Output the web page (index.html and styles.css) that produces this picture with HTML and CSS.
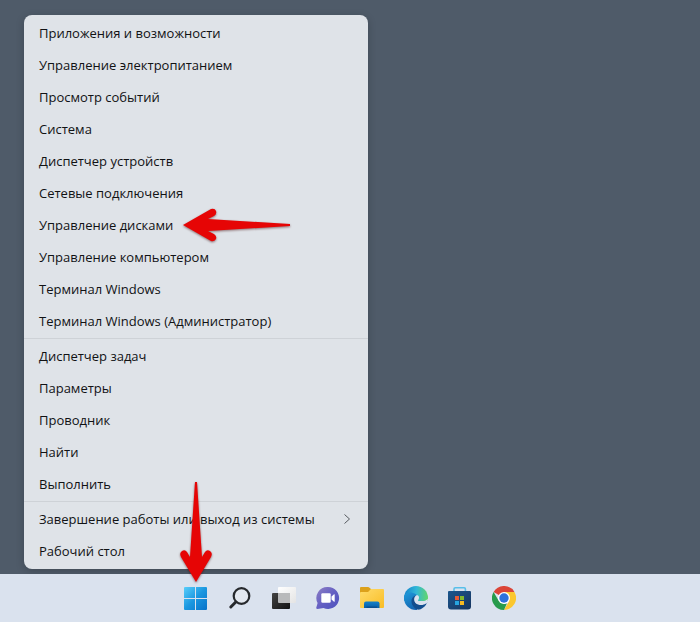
FILE: index.html
```
<!DOCTYPE html>
<html lang="ru">
<head>
<meta charset="utf-8">
<title>Windows</title>
<link rel="stylesheet" href="styles.css">
</head>
<body>

<nav class="menu">
	<ul>
		<li><button type="button">Приложения и возможности</button></li>
		<li><button type="button">Управление электропитанием</button></li>
		<li><button type="button">Просмотр событий</button></li>
		<li><button type="button">Система</button></li>
		<li><button type="button">Диспетчер устройств</button></li>
		<li><button type="button">Сетевые подключения</button></li>
		<li class="marked">
			<button type="button">Управление дисками</button>
			<svg class="arrow arrow-left" viewBox="0 0 108 36"><path d="M0 18 L28 2 Q32 1 33 4 Q34 7 31 9 L25 12 L107 17 L107 19 L25 24 L31 27 Q34 29 33 32 Q31 35 28 34 Z"/></svg>
		</li>
		<li><button type="button">Управление компьютером</button></li>
		<li><button type="button">Терминал Windows</button></li>
		<li><button type="button">Терминал Windows (Администратор)</button></li>
	</ul>
	<ul>
		<li><button type="button">Диспетчер задач</button></li>
		<li><button type="button">Параметры</button></li>
		<li><button type="button">Проводник</button></li>
		<li><button type="button">Найти</button></li>
		<li><button type="button">Выполнить</button></li>
	</ul>
	<ul>
		<li><button type="button">Завершение работы или выход из системы
			<svg class="chevron" viewBox="0 0 6 10"><path d="M.5 .5 L5.500 5 L.5 9.500"/></svg>
		</button></li>
		<li><button type="button">Рабочий стол</button></li>
	</ul>
</nav>

<footer class="taskbar">
	<button type="button" class="start" aria-label="Пуск">
		<svg class="icon" viewBox="0 0 24 24">
			<defs><linearGradient id="win" x1="0" y1="0" x2="24" y2="24" gradientUnits="userSpaceOnUse"><stop offset="0" stop-color="#5bd0fb"/><stop offset=".5" stop-color="#1a97e0"/><stop offset="1" stop-color="#0670c8"/></linearGradient></defs>
			<path fill="url(#win)" d="M1 1h10v11H0V2q0-1 1-1zM12 1h10q1 0 1 1v10H12zM0 13h11v11H1q-1 0-1-1zM12 13h11v10q0 1-1 1H12z"/>
		</svg>
		<svg class="arrow arrow-down" viewBox="0 0 36 100"><path d="M18 100 L3 75 Q1 71 4 69 Q7 67 9 70 L12 75 L17 0 L19 0 L24 75 L27 70 Q29 67 32 69 Q35 71 33 75 Z"/></svg>
	</button>
	<button type="button" aria-label="Поиск">
		<svg class="icon" viewBox="0 0 24 24"><g fill="none" stroke="#26292c" stroke-linecap="round"><circle cx="13.500" cy="10" r="7.800" stroke-width="2.200" fill="#e3e8ef"/><path stroke-width="3" d="M7.800 16l-5 5"/></g></svg>
	</button>
	<button type="button" aria-label="Представление задач">
		<svg class="icon" viewBox="0 0 24 24">
			<defs>
				<linearGradient id="dark" x1="0" y1="0" x2="1" y2="1"><stop offset="0" stop-color="#444"/><stop offset="1" stop-color="#111"/></linearGradient>
				<linearGradient id="pale" x1="0" y1="0" x2="1" y2="1"><stop offset="0" stop-color="#fff"/><stop offset="1" stop-color="#e4e4e4"/></linearGradient>
			</defs>
			<rect x="6" y="1" width="18" height="16" rx="1" fill="url(#pale)"/>
			<rect x="0" y="7" width="18" height="16" rx="1" fill="url(#dark)"/>
			<path fill="#b9babb" d="M6 7h12v10H7q-1 0-1-1z"/>
		</svg>
	</button>
	<button type="button" aria-label="Чат">
		<svg class="icon" viewBox="0 0 24 24">
			<defs><linearGradient id="chat" x1="0" y1="0" x2="1" y2="1"><stop offset="0" stop-color="#8d7fc4"/><stop offset=".5" stop-color="#6560c3"/><stop offset="1" stop-color="#4b50bd"/></linearGradient></defs>
			<path fill="url(#chat)" d="M12 1a11 11 0 1 1-4.500 21L1.500 23q-1.500 0-1.200-1.500L1.600 17A11 11 0 0 1 12 1z"/>
			<rect x="5.300" y="7.300" width="9.400" height="9.400" rx="1.200" fill="#fff"/>
			<path fill="#fff" d="M15.500 10.500L18 8.300q.700-.400.700.500v6.400q0 .900-.700.500l-2.500-2.200z"/>
		</svg>
	</button>
	<button type="button" aria-label="Проводник">
		<svg class="icon" viewBox="0 0 24 24">
			<defs>
				<linearGradient id="folder" x1="0" y1="0" x2="1" y2="1"><stop offset="0" stop-color="#ffdc6c"/><stop offset="1" stop-color="#f9bd25"/></linearGradient>
				<linearGradient id="tray" x1="0" y1="0" x2="0" y2="1"><stop offset="0" stop-color="#1581c9"/><stop offset="1" stop-color="#075da6"/></linearGradient>
			</defs>
			<path fill="#dca11b" d="M0 2q0-1 1-1h7q1 0 1.500.700L11 3v5H0z"/>
			<path fill="url(#folder)" d="M0 7q0-1 1-1h7l3-3h12q1 0 1 1V21q0 1-1 1H1q-1 0-1-1z"/>
			<path fill="url(#tray)" d="M4 22v-4.500Q4 15.500 6 15.500h11.500q2 0 2 2V22z"/>
			<path fill="#0b4f8e" d="M6.500 20.500h10.500V22H6.500z"/>
		</svg>
	</button>
	<button type="button" aria-label="Microsoft Edge">
		<svg class="icon" viewBox="0 0 24 24">
			<defs>
				<linearGradient id="edge-top" x1="0" y1="8" x2="24" y2="10" gradientUnits="userSpaceOnUse"><stop offset="0" stop-color="#1583cb"/><stop offset=".5" stop-color="#31b7d8"/><stop offset="1" stop-color="#62d66b"/></linearGradient>
				<linearGradient id="edge-left" x1="0" y1="6" x2="10" y2="24" gradientUnits="userSpaceOnUse"><stop offset="0" stop-color="#1f9bdc"/><stop offset="1" stop-color="#1262ae"/></linearGradient>
				<clipPath id="edge-round"><circle cx="12" cy="12" r="12"/></clipPath>
			</defs>
			<g clip-path="url(#edge-round)">
				<path fill="url(#edge-top)" d="M0 0h24v15H0z"/>
				<path fill="url(#edge-left)" d="M0 10C2 6.500 6 6 9 7c3 .800 5 2.500 5 4.500L13 24H0z"/>
				<path fill="#124e8e" d="M11.500 9.500C7 11 6.500 16 9 20c1.500 2.300 3.500 3.500 6 4h9v-8l-9 1z"/>
				<path class="edge-gap" d="M13 9c-4 1.500-4 8 1 9.500 3 1 6 .500 8-1l3 1v-6l-2 1c-3 2.500-8 2.500-9 1 0-.700 1-1 1-3 0-1-.500-2-2-2.500z"/>
			</g>
		</svg>
	</button>
	<button type="button" aria-label="Microsoft Store">
		<svg class="icon" viewBox="0 0 24 24">
			<defs><linearGradient id="bag" x1="0" y1="0" x2="1" y2="1"><stop offset="0" stop-color="#1b568d"/><stop offset="1" stop-color="#173560"/></linearGradient></defs>
			<path fill="none" stroke="#58bfe9" stroke-width="1.600" d="M6 6V3q0-1.200 1.200-1.200h9q1.200 0 1.200 1.200v3"/>
			<path fill="url(#bag)" d="M0 6q0-1 1-1h21q1 0 1 1v14.500q0 3-3 3H3q-3 0-3-3z"/>
			<path fill="#e75a35" d="M7 10h4v4H7z"/><path fill="#82b82d" d="M12 10h4v4h-4z"/>
			<path fill="#27a4df" d="M7 15h4v4H7z"/><path fill="#f8b922" d="M12 15h4v4h-4z"/>
		</svg>
	</button>
	<button type="button" aria-label="Google Chrome">
		<svg class="icon" viewBox="0 0 24 24">
			<path fill="#db4437" d="M12 12L1.600 6A12 12 0 0 1 22.400 6z"/>
			<path fill="#fbc72e" d="M12 6h10.400A12 12 0 0 1 12 24l5.200-9z"/>
			<path fill="#279b4c" d="M1.600 6l5.200 9 5.200 3 3-.700L12 24A12 12 0 0 1 1.600 6z"/>
			<circle cx="12" cy="12" r="6" fill="#fff"/>
			<circle cx="12" cy="12" r="4.700" fill="#2e72dc"/>
		</svg>
	</button>
</footer>

</body>
</html>
```
FILE: styles.css
```
* {margin:0;padding:0;box-sizing:border-box;list-style:none;}

body {display:flex;flex-direction:column;align-items:flex-start;min-height:100vh;background:#4f5b69;color:#111214;font-family:"Open Sans","Noto Sans",sans-serif;font-size:13px;line-height:20px;}
button {border:0;background:none;color:inherit;font:inherit;}

.menu {width:344px;max-width:calc(100% - 48px);margin:15px 24px 5px;padding:2px 0;border-radius:8px;background:#dfe3e8;box-shadow:0 2px 8px rgba(0,0,0,.2);}
.menu ul + ul {margin-top:1px;padding-top:1px;border-top:1px solid #ced2d7;}
.menu button {display:flex;align-items:center;justify-content:space-between;width:100%;height:32px;padding:0 18px 0 15px;text-align:left;}
.menu button:hover {background:#d3d8de;}
.menu .marked {position:relative;}
.chevron {width:6px;height:10px;overflow:visible;fill:none;stroke:#55595e;}

.arrow {position:absolute;fill:#e60505;filter:drop-shadow(0 1px 1px rgba(60,0,0,.5));pointer-events:none;}
.arrow-left {left:159px;top:-2px;width:108px;height:36px;}
.arrow-down {left:4px;bottom:40px;width:36px;height:100px;}

.taskbar {display:flex;justify-content:center;width:100%;height:48px;margin-top:auto;background:#dae2ee;}
.taskbar button {display:flex;align-items:center;justify-content:center;width:44px;}
.taskbar .start {position:relative;}
.icon {width:24px;height:24px;}
.edge-gap {fill:#dae2ee;}
```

Stated task :: Leave out every line without the string "styles" and copy the rest.

The response ::
Output the web page (index.html and styles.css) that produces this picture with HTML and CSS.
<link rel="stylesheet" href="styles.css">
FILE: styles.css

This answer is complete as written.